Imaging Considerations From a Geostationary Orbit Using the Short Wavelength Side of the Mid‐Infrared Water Vapor Absorption Band

Abstract Historically, the long wavelength side (6–7.5 μm) of the mid‐infrared water vapor absorption band has been used for imaging from the geostationary perspective. This began with the 6.4 μm band on Europe's Meteosat‐1. While geostationary sounders for moisture profiling, including China's hyperspectral resolution infrared sounder and a planned sounder from Europe, are or will be measuring the short wavelength side of the water vapor band, this is not the case for geostationary imagers.

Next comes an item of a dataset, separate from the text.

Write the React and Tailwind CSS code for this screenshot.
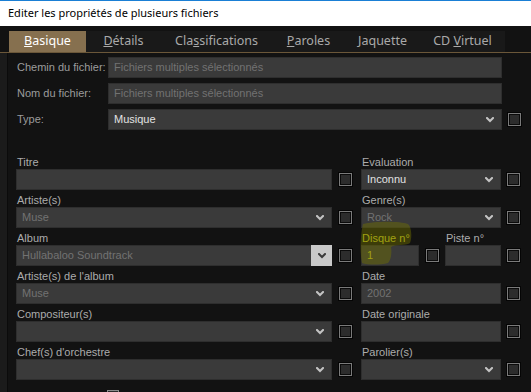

Shorter wavelength (5–6 μm) spectral bands for imaging applications should be considered for observing moisture in the mid and lower troposphere because of several potential advantages offered by this spectral range. The short wavelength side of the water vapor band contains fewer additional absorbing gases that overlap the water vapor absorption lines. In addition, the shorter wavelengths would show less diffraction blurring which could enable finer spatial resolution for turbulence detection. This study considers some of the differences and potential advantages of the spectral information in the short wavelength side of the water vapor absorption band from the perspective of geostationary imaging. For dry conditions land heating could impact the qualitative use of observed brightness temperatures at 5.1 μm, while the solar reflection component over most clear‐sky scenes is small for a 5.1 μm band and essentially zero for a 5.6 μm band.